- Born: 18 September 1912 Lenderscheid (Frielendorf), Hessen
- Died: 9 March 2005 (aged 92) Hanover
- Known for: Volkswagen

= Kurt Lotz =

Dr. Kurt Lotz (18 September 1912 – 9 March 2005) was the second post-war Chief executive officer (CEO) of the Volkswagen automobile company in Germany. He was nominated in April 1967 to succeed Heinrich Nordhoff at the end of December 1968. Nordhoff died in April 1968.

Lotz was the son of a farmer from the German state of Hesse. During World War II, he became a Luftwaffe general-staff Major, assigned to assessing needs for the military, which Lotz later looked back on as his first experience with industrial planning on a major scale.

After the war, Lotz worked as a clerk in Mannheim with the German subsidiary of the Swiss electrical company Brown, Boveri & Cie, which makes a range of electrical equipment, from home appliances to locomotives. Within twelve years, Lotz rose to chairman. He attempted to diversify the firm, by investing in a small computer company to compete with American computer companies, but when it lost money, a rift between Lotz and his Swiss superiors ensued, and he left. By the time he agreed to become Nordhoff's successor at Volkswagen, he was thought of as a wunderkind of German industry for his rapid rise to the top.

Lotz had been scheduled to take over as VW chairman in October 1968, when Nordhoff was to retire; instead, Nordhoff died six months earlier, and Lotz immediately took over then. He made it VW's priority to wean itself off production of its exceedingly popular Beetle when that model began to look dated in comparison to newer small cars in the North American and European markets. Beetle sales actually peaked in the United States the same year Lotz took over. In addition to that, a serious recession in West Germany the previous year, coupled with serious competition at home from Opel and from Ford's newly merged British and German operations, weakened the Beetle's dominance.

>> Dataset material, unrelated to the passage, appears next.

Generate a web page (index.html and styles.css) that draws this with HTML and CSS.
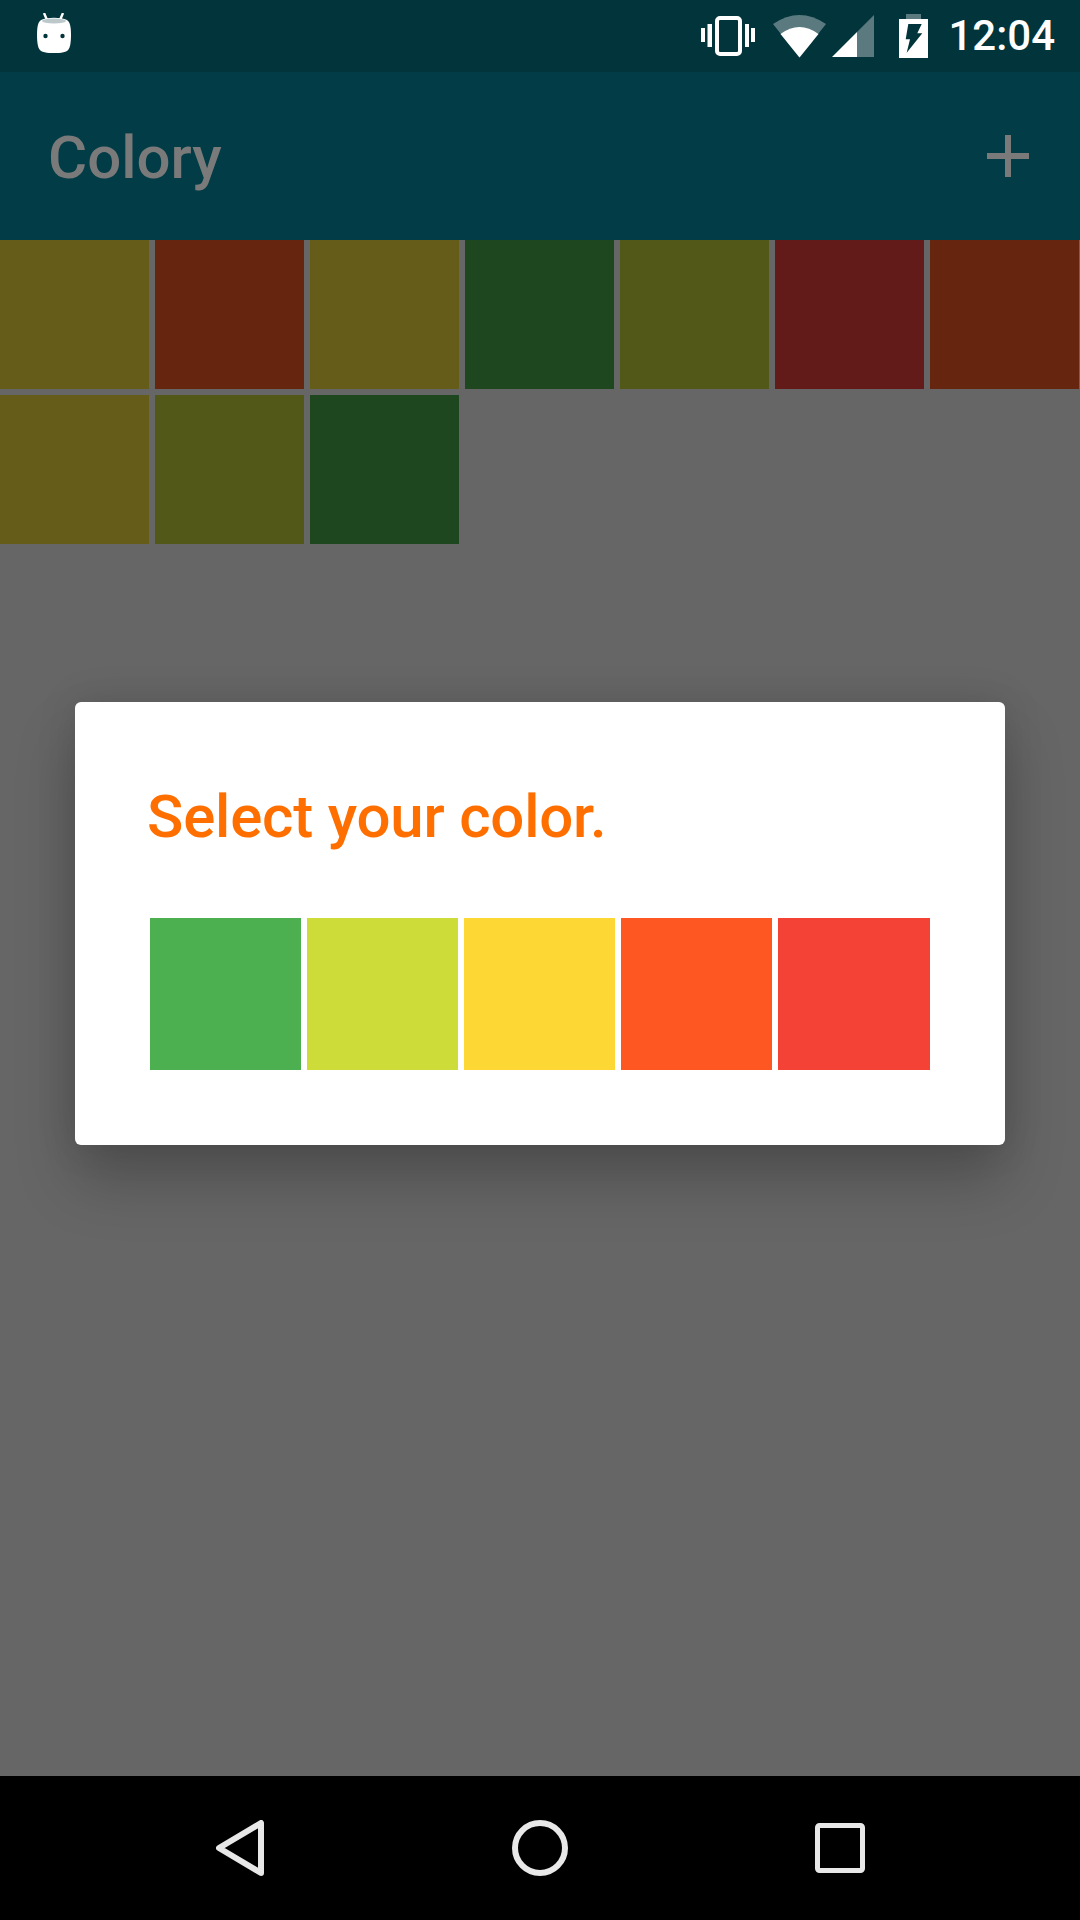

Lotz bought out the small German carmaker NSU. Work began on a new small car in 1969, a prototype of which was exhibited for the European auto press.

At a time when Germany was swinging decisively towards SPD politics, Lotz as a CDU man found himself increasingly out of tune with the political mood of the time, while his position placed him at the head of a particularly political company. His relationship with the VW trades union leaders was not constructive and he failed to retain the support of the Supervisory Board. The struggle to maintain management control of the business left him with insufficient time to drive through resolution of the increasingly urgent issues involving product policy: he resigned as chairman on 13 September 1971, to be succeeded by Rudolf Leiding.

In the Autumn/Fall of 1977 Lotz published a memoir entitled "Lebenserfahrungen - Worüber man in Politik und Wirtschaft auch sprechen sollte". It was reported that those familiar with the manuscript had identified no "indiscretions" concerning his time with Volkswagen. These reports were accompanied by speculation that his substantial retirement settlement of a monthly DM 16,000 pension would render any printed indiscretion superfluous.

In 1981 Lotz became Chairman of the World Wildlife Fund in Germany. By 2002 he was honorary president of the German branch of the organisation.

When Lotz died in 2005, Ferdinand Piech, chairman of VW from 1993 to 2002, eulogized him as "a strong entrepreneurial personality" who "set his mind thoroughly on steering Volkswagen into the future."

Lotz received an honorary doctorate from the University of Mannheim in 1962.